Quantitative NMR investigation on the low-temperature dissolution mechanism of chitin in NaOH/urea aqueous solution

• Published in: Cellulose (London) Vol. 22; no. 4; pp. 2221 - 2229
• Main Authors: Ru, Geying, Luo, Huan, Liang, Xinmiao, Wang, Liying, Liu, Chaoyang, Feng, Jiwen
• Format: Journal Article
• Language: English
• Published: Dordrecht Springer Netherlands 01.08.2015; Springer Nature B.V
• Subjects: Aqueous solutions; Bioorganic Chemistry; cellulose; Ceramics; Chemistry; Chemistry and Materials Science; Chitin; Composites; Crystallization; deuterium oxide; Dissolution; Glass; Liquid phases; Low temperature; Natural Materials; nitrogen; NMR; Nuclear magnetic resonance; nuclear magnetic resonance spectroscopy; Organic Chemistry; Original Paper; Physical Chemistry; Polymer Sciences; Sodium hydroxide; stable isotopes; Sustainable Development; Temperature; urea; Ureas; NMR; Chitin; Low temperature dissolution; Mechanism; NaOH/urea aqueous solution
• ISSN: 0969-0239; 1572-882X
• DOI: 10.1007/s10570-015-0667-2

The low-temperature dissolution mechanism of chitin in NaOH/urea aqueous solution has not been well established yet, especially at a temperature that lowers the crystallization temperature of both NaOH and urea.
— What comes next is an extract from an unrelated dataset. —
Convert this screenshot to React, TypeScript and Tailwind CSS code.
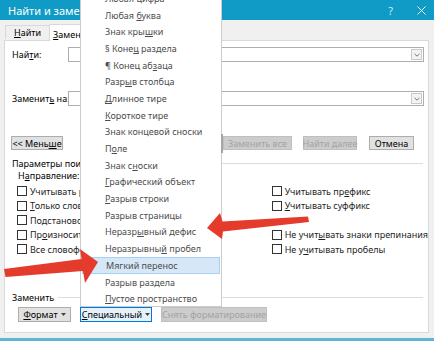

Using multiple nuclei (¹H, ¹⁵N and ²³Na) nuclear magnetic resonance (NMR) methods, we find that the ternary NaOH/urea/D₂O system, different from the fully frozen binary NaOH–D₂O system, exhibits solid-liquid phase coexistence below −40 °C, and the residual liquid phase consists of certain concentrations of NaOH (10 wt%), urea (13 wt%) and D₂O at −40 °C. Our NMR results further demonstrate that chitin dissolves in the residual liquid phase (containing 5–10 wt% NaOH and 8–12 wt% urea) at low temperatures (−40 and −70 °C). An important role of urea is enhancing the low-temperature stability of NaOH aqueous solutions and then increasing the dissolution temperature range of chitin, thus providing an essential low-temperature liquid environment for chitin dissolution.